The process of writing the lives of saints or would-be saints in Spanish America receives full treatment in this work. Transferring models of spirituality and reenacting them in the New World involved a tension created by the injection of "identity" to the process. Were the hagiographers appealing to a growing sense of "new world-ness" and writing for an audience that felt increasingly different from Spain? Or were they claiming saints for the Spanish motherland? Morgan shows that the authors' allegiances to their region, their city or their order, shaped the "model" of sainthood portrayed in their writing. Some criollos became increasingly aware of their "identity bind" (pp. 11-12), not wanting to be confused with other racial groups. These writers developed an "identity discourse" through the lives of the saints, inviting their readers to identify with them. Contrariwise, Iberian-born writers stressed their Spanish origins. But, hagiographies went beyond this simple pattern by incorporating local sources of pride and mixing regional features with clearly European models of spirituality ironically flowering in the midst of a majority of Indian subjects. The development of hagiography marked a cultural change worth underlining. It began to develop in the seventeenth century, and soon the bulk of all printed works in Spanish America was devoted to religious themes. Written in Spanish, they replaced the grammars and catechism treatises in indigenous languages.

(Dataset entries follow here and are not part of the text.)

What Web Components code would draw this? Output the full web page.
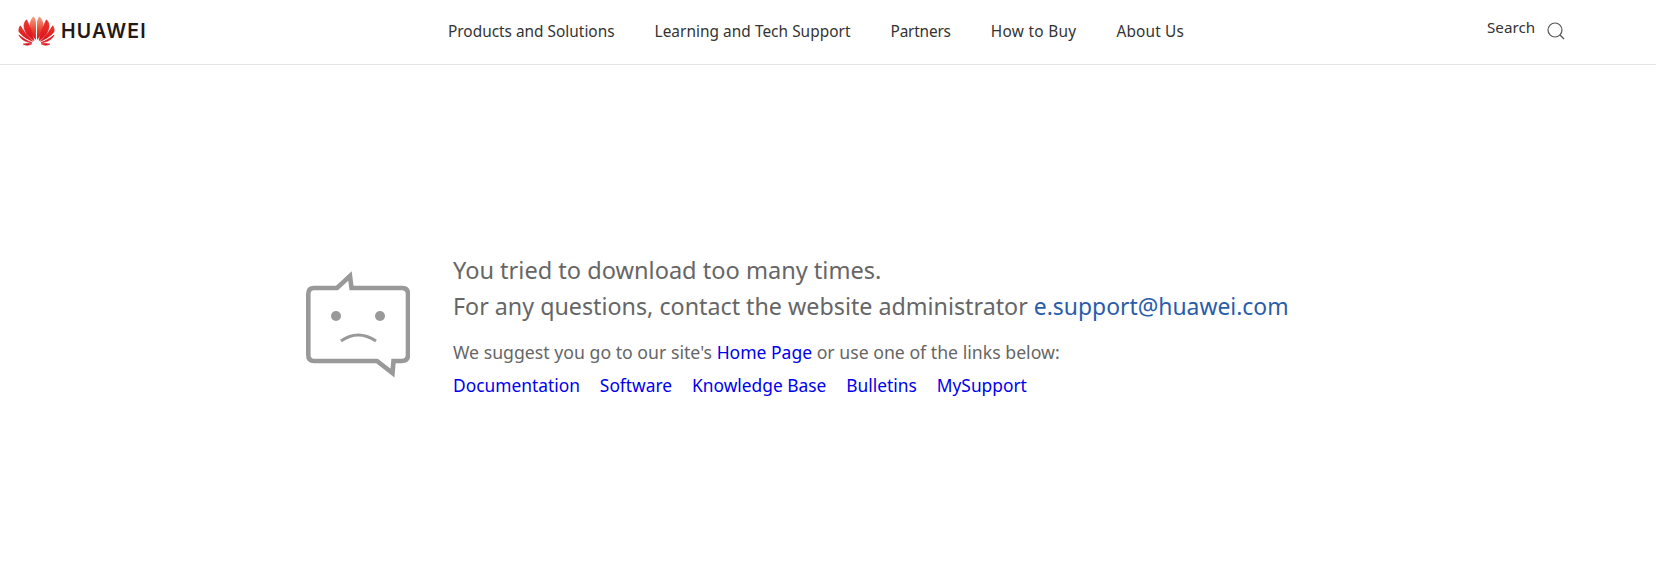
<!DOCTYPE html>
<html lang="en">
<head>
<meta charset="utf-8">
<title>Huawei</title>
<style>
    html, body {
        margin: 0;
        background: #fff;
        font-family: 'Noto Sans', sans-serif;
    }
</style>
</head>
<body>
<hw-header></hw-header>
<hw-error>
    <span slot="title">You tried to download too many times.</span>
    <span slot="contact">For any questions, contact the website administrator <a href="#">e.support@huawei.com</a></span>
</hw-error>

<script>
const headerTemplate = document.createElement("template")
headerTemplate.innerHTML = `
<style>
    :host {
        display: flex;
        align-items: center;
        height: 62px;
        padding: 0 0 2px 18px;
        border-bottom: 1px solid #e4e4e4;
        font-family: 'Noto Sans', sans-serif;
        color: #333;
    }

    .logo {
        display: flex;
        align-items: center;
        gap: 6px;
        width: 430px;
        flex: none;
    }

    .word {
        font-family: 'Inter', sans-serif;
        font-weight: 600;
        font-size: 19.5px;
        color: #231815;
        letter-spacing: 1.25px;
    }

    nav {
        display: flex;
        gap: 40px;
        font-size: 15.4px;
        width: 1039px;
        flex: none;
    }

    .search {
        display: flex;
        align-items: center;
        gap: 12px;
        font-size: 15.2px;
    }

    .search span {
        position: relative;
        top: -4px;
    }

    .search svg {
        stroke: #555;
    }

    .petals path {
        stroke: #dc1c20;
        stroke-width: .7px;
    }
</style>
<div class="logo">
    <svg width="37" height="30" viewBox="0 0 37 30" class="petals">
        <defs>
            <linearGradient id="petal" x1="0" y1="0" x2="0" y2="1">
                <stop offset="0" stop-color="#ee3a2c"/>
                <stop offset="1" stop-color="#d80f1c"/>
            </linearGradient>
            <linearGradient id="petalMid" x1="0" y1="0" x2="0" y2="1">
                <stop offset="0" stop-color="#f6a288"/>
                <stop offset=".6" stop-color="#e8402c"/>
                <stop offset="1" stop-color="#d80f1c"/>
            </linearGradient>
        </defs>
        <g>
            <path style="stroke:none" fill="url(#petalMid)" d="M17.9 24 C13 19 11 13 11.8 7.5 C12.2 4.5 13.6 2 15.6 .4 C17.4 2 18 5 18 8.5 C18 14 18 20 17.9 24 Z"/>
            <path fill="url(#petal)" d="M16 24.5 C10.5 21.5 6.2 15.5 6 10 C6 7.5 7 5.2 8.6 3.8 C11 8.5 14.2 17 16 24.5 Z"/>
            <path fill="url(#petal)" d="M14.7 25.3 C8.8 23 2.8 19 .9 15.2 C.8 13.2 1.3 11.2 2.3 9.8 C5.2 15 10.2 20.6 14.7 25.3 Z"/>
            <path fill="#d4101b" d="M13.8 26.6 C9.5 26.4 3.6 24.6 .9 19 C5 22.4 9.6 25 13.8 26.6 Z"/>
            <path fill="#d4101b" d="M13.8 27.8 C10.8 29.6 7.8 29.6 5.2 28.1 C8.2 27.3 11 27.2 13.8 27.8 Z"/>
        </g>
        <g transform="translate(37 0) scale(-1 1)">
            <path style="stroke:none" fill="url(#petalMid)" d="M17.9 24 C13 19 11 13 11.8 7.5 C12.2 4.5 13.6 2 15.6 .4 C17.4 2 18 5 18 8.5 C18 14 18 20 17.9 24 Z"/>
            <path fill="url(#petal)" d="M16 24.5 C10.5 21.5 6.2 15.5 6 10 C6 7.5 7 5.2 8.6 3.8 C11 8.5 14.2 17 16 24.5 Z"/>
            <path fill="url(#petal)" d="M14.7 25.3 C8.8 23 2.8 19 .9 15.2 C.8 13.2 1.3 11.2 2.3 9.8 C5.2 15 10.2 20.6 14.7 25.3 Z"/>
            <path fill="#d4101b" d="M13.8 26.6 C9.5 26.4 3.6 24.6 .9 19 C5 22.4 9.6 25 13.8 26.6 Z"/>
            <path fill="#d4101b" d="M13.8 27.8 C10.8 29.6 7.8 29.6 5.2 28.1 C8.2 27.3 11 27.2 13.8 27.8 Z"/>
        </g>
    </svg>
    <span class="word">HUAWEI</span>
</div>
<nav>
    <span>Products and Solutions</span>
    <span style="letter-spacing: .04px">Learning and Tech Support</span>
    <span style="letter-spacing: -.2px">Partners</span>
    <span style="letter-spacing: .3px">How to Buy</span>
    <span style="letter-spacing: .15px">About Us</span>
</nav>
<div class="search">
    <span>Search</span>
    <svg width="18" height="18" viewBox="0 0 18 18" fill="none" stroke-width="1.2">
        <circle cx="8" cy="8" r="7"/>
        <path d="M13 13 L17 17"/>
    </svg>
</div>
`

class HwHeader extends HTMLElement {

    constructor() {
        super();
        this.attachShadow({mode: 'open'})
        this.shadowRoot.appendChild(headerTemplate.content.cloneNode(true))
    }
}

const errorTemplate = document.createElement("template")
errorTemplate.innerHTML = `
<style>
    :host {
        display: flex;
        padding: 187px 0 0 306px;
        font-family: 'Noto Sans', sans-serif;
        color: #666;
    }

    svg {
        flex: none;
        margin: 18px 43px 0 0;
    }

    h1 {
        font-size: 23.57px;
        font-weight: 400;
        line-height: 36px;
        margin: 0 0 14px 0;
    }

    p {
        font-size: 17.7px;
        line-height: 26px;
        margin: 0 0 7px 0;
    }

    a {
        color: #0000ee;
        text-decoration: none;
    }

    .links {
        display: flex;
        gap: 20px;
        font-size: 17.35px;
        line-height: 26px;
    }
</style>
<svg width="104" height="110" viewBox="0 0 104 110" fill="none" stroke="#999">
    <path stroke-width="4.6" d="M8 18 H31 L44 6 L45.5 18 H96 Q102 18 102 24 V85 Q102 91 96 91 H87.5 L86.5 103 L71 91 H8 Q2.3 91 2.3 85 V24 Q2.3 18 8 18 Z"/>
    <circle cx="30" cy="46" r="5" fill="#999" stroke="none"/>
    <circle cx="74" cy="46" r="5" fill="#999" stroke="none"/>
    <path stroke-width="3" d="M35 71 Q52 59 70 71"/>
</svg>
<div>
    <h1>
        <slot name="title"></slot>
        <slot name="contact"></slot>
    </h1>
    <p>We suggest you go to our site's <a href="#" style="font-size: 17.5px">Home Page</a> or use one of the links below:</p>
    <div class="links">
        <a href="#">Documentation</a>
        <a href="#">Software</a>
        <a href="#">Knowledge Base</a>
        <a href="#">Bulletins</a>
        <a href="#">MySupport</a>
    </div>
</div>
`

class HwError extends HTMLElement {

    constructor() {
        super();
        this.attachShadow({mode: 'open'})
        this.shadowRoot.appendChild(errorTemplate.content.cloneNode(true))
    }
}

window.customElements.define("hw-header", HwHeader)
window.customElements.define("hw-error", HwError)

// light DOM link inside the slotted span, so it needs its colour here
document.querySelector("hw-error a").style.cssText = "color:#2a5caa;text-decoration:none;font-size:22.9px"
document.querySelector("hw-error span[slot=title]").style.display = "block"
document.querySelector("hw-error span[slot=contact]").style.cssText = "display:block;font-size:23.27px"
</script>
</body>
</html>
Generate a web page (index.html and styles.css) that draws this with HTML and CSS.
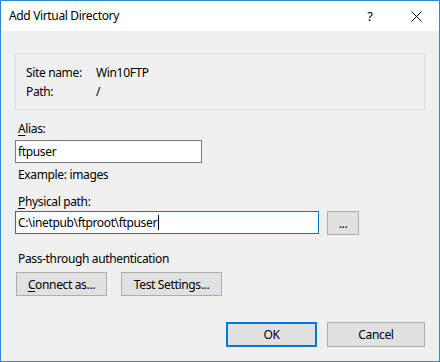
FILE: index.html
```html
<!DOCTYPE html>
<html>
<head>
<meta charset="utf-8">
<link rel="stylesheet" href="styles.css">
</head>
<body>
<div class="window">
  <div class="titlebar">
    <div class="title">Add Virtual Directory</div>
    <div class="tbtn help">?</div>
    <div class="tbtn close">
      <svg width="11" height="11" viewBox="0 0 11 11"><path d="M0.5 0.5 L10.5 10.5 M10.5 0.5 L0.5 10.5" stroke="#000" stroke-width="1" fill="none"/></svg>
    </div>
  </div>
  <div class="body">
    <div class="infobox">
      <div class="row"><span class="key">Site name:</span><span>Win10FTP</span></div>
      <div class="row"><span class="key">Path:</span><span>/</span></div>
    </div>
    <div class="label l-alias"><u>A</u>lias:</div>
    <div class="input alias">ftpuser</div>
    <div class="label l-example">Example: images</div>
    <div class="label l-phys"><u>P</u>hysical path:</div>
    <div class="pathrow">
      <div class="input path focus">C:\inetpub\ftproot\ftpuser<span class="caret"></span></div>
      <div class="btn browse">...</div>
    </div>
    <div class="label l-pass">Pass-through authentication</div>
    <div class="btnrow">
      <div class="btn connect"><u>C</u>onnect as...</div>
      <div class="btn test">Test Settings...</div>
    </div>
    <div class="footer">
      <div class="btn ok">OK</div>
      <div class="btn cancel">Cancel</div>
    </div>
  </div>
</div>
</body>
</html>
```
FILE: styles.css
```css
html, body {
  margin: 0;
  padding: 0;
}
body {
  font-family: "Noto Sans", "Open Sans", sans-serif;
  font-size: 12px;
  letter-spacing: -0.35px;
  color: #000;
}
.window {
  width: 440px;
  height: 362px;
  box-sizing: border-box;
  border: 1px solid #2a88d8;
  background: #f0f0f0;
  display: flex;
  flex-direction: column;
}
.titlebar {
  height: 30px;
  background: #fff;
  display: flex;
  align-items: center;
}
.title {
  flex: 1;
  padding-left: 8px;
  font-size: 12px;
  line-height: 30px;
}
.tbtn {
  width: 46px;
  height: 30px;
  display: flex;
  align-items: center;
  justify-content: center;
}
.help {
  font-size: 13px;
}
.close svg {
  display: block;
}
.body {
  flex: 1;
  padding: 22px 14px 0 14px;
  display: flex;
  flex-direction: column;
  align-items: flex-start;
}
.infobox {
  align-self: stretch;
  border: 1px solid #dcdcdc;
  padding: 9px 10px 8px 10px;
  line-height: 19px;
}
.row {
  display: flex;
}
.key {
  width: 70px;
}
.label {
  line-height: 16px;
  padding-left: 3px;
}
.l-alias { margin-top: 11px; }
.l-example { margin-top: 4px; }
.l-phys { margin-top: 11px; }
.l-pass { margin-top: 16px; }
.input {
  box-sizing: border-box;
  height: 23px;
  border: 1px solid #7a7a7a;
  background: #fff;
  padding: 0 2px;
  line-height: 21px;
  white-space: nowrap;
}
.alias {
  width: 187px;
  margin-top: 3px;
}
.pathrow {
  display: flex;
  gap: 8px;
  margin-top: 1px;
}
.path {
  width: 304px;
}
.focus {
  border-color: #0078d7;
}
.caret {
  display: inline-block;
  width: 1px;
  height: 15px;
  background: #000;
  vertical-align: -3px;
  margin-left: 1px;
}
.btn {
  box-sizing: border-box;
  border: 1px solid #adadad;
  background: #e1e1e1;
  height: 24px;
  display: flex;
  align-items: center;
  justify-content: center;
}
.browse {
  width: 32px;
  height: 24px;
}
.btnrow {
  display: flex;
  gap: 14px;
  margin-top: 5px;
  padding-left: 1px;
}
.connect { width: 91px; }
.test { width: 101px; }
.footer {
  align-self: stretch;
  display: flex;
  justify-content: flex-end;
  gap: 10px;
  margin-top: 26px;
}
.ok {
  width: 91px;
  height: 25px;
  border: 2px solid #0078d7;
}
.cancel {
  width: 98px;
  height: 25px;
}
u {
  text-decoration: underline;
  text-underline-offset: 2px;
}
```
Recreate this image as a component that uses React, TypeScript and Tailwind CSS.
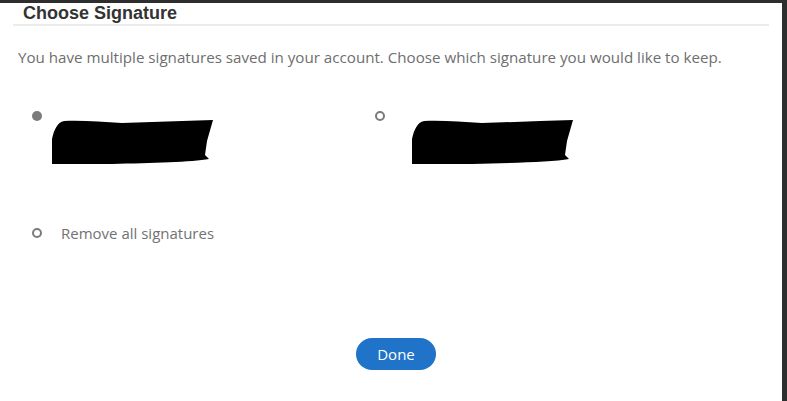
import React, { useState } from "react";

function Blob() {
  return (
    <svg width="162" height="46" viewBox="0 0 162 46" className="block">
      <path
        d="M0 20 C2 10 6 3 12 2 C30 1 50 3 70 4 C100 3 130 2 161 1 L155 22 L153 36 L157 40 C140 43 100 44 60 45 L0 45 Z"
        fill="#000"
      />
    </svg>
  );
}

function Radio({ checked }: { checked: boolean }) {
  return checked ? (
    <span className="block h-[10px] w-[10px] rounded-full bg-[#7b7b7b]" />
  ) : (
    <span className="block h-[10px] w-[10px] rounded-full border-2 border-[#7b7b7b]" />
  );
}

export default function App() {
  const [choice, setChoice] = useState<"a" | "b" | "none">("a");

  return (
    <div className="h-[401px] w-[787px] overflow-hidden bg-[#2e2e2e] pt-[3px]">
      <div
        className="h-[398px] w-[782px] bg-white"
        style={{ fontFamily: '"Open Sans", "Noto Sans", sans-serif' }}
      >
        <div className="mx-[13px] border-b-2 border-[#ebebeb] pb-[1px]">
          <h1
            className="pl-[10px] text-[18px] font-bold leading-[20px] text-[#333333]"
            style={{ fontFamily: '"Liberation Sans", Arial, sans-serif' }}
          >
            Choose Signature
          </h1>
        </div>

        <p className="mt-[21px] pl-[18px] text-[15.15px] leading-[20px] text-[#6e6e6e]">
          You have multiple signatures saved in your account. Choose which signature you would like to keep.
        </p>

        <div className="mt-[43px] flex pl-[32px]">
          <button className="flex w-[343px] items-start text-left" onClick={() => setChoice("a")}>
            <span className="mt-[1px]">
              <Radio checked={choice === "a"} />
            </span>
            <span className="ml-[10px] mt-[9px]">
              <Blob />
            </span>
          </button>
          <button className="flex items-start text-left" onClick={() => setChoice("b")}>
            <span className="mt-[1px]">
              <Radio checked={choice === "b"} />
            </span>
            <span className="ml-[27px] mt-[9px]">
              <Blob />
            </span>
          </button>
        </div>

        <button className="mt-[58px] flex items-center pl-[32px]" onClick={() => setChoice("none")}>
          <Radio checked={choice === "none"} />
          <span className="ml-[19px] text-[15px] leading-[20px] text-[#727272]">Remove all signatures</span>
        </button>

        <div className="mt-[95px] flex justify-center">
          <button className="ml-[10px] h-[32px] w-[80px] rounded-full bg-[#1f73c9] text-[15px] text-white">
            Done
          </button>
        </div>
      </div>
    </div>
  );
}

This work covers the hagiographies that evolved around Sebastián de Aparicio (Mexico), Rosa de Lima (Peru), Teresa de Jesús (Quito), Catarina de San Juan (Puebla) and Felipe de Jesús (Mexico). Although born in Spain, Sebastián de Aparicio's saintliness was developed in Mexico and his life is depicted as deeply ingrained in Novohispanic values and society: a layman, an entrepreneur and an eventual semi-hermit, he kindled long-term popular worship. Some of his biographers preferred to extol his Iberian origins as well as those of the Franciscan Order. This tension was never resolved. Rosa de Lima's hagiography was directly inspired by that of Saint Catherine of Siena, while her spirituality was inspired by Teresa de Ávila and Luis de Granada. Some of her biographies were written to satisfy the interest of the Dominican Order, while others praised her criollo origins and the value of Spanish spirituality against the threat of Indian disbelief or even apostasy. She even became a guardian of Peru against foreign predators.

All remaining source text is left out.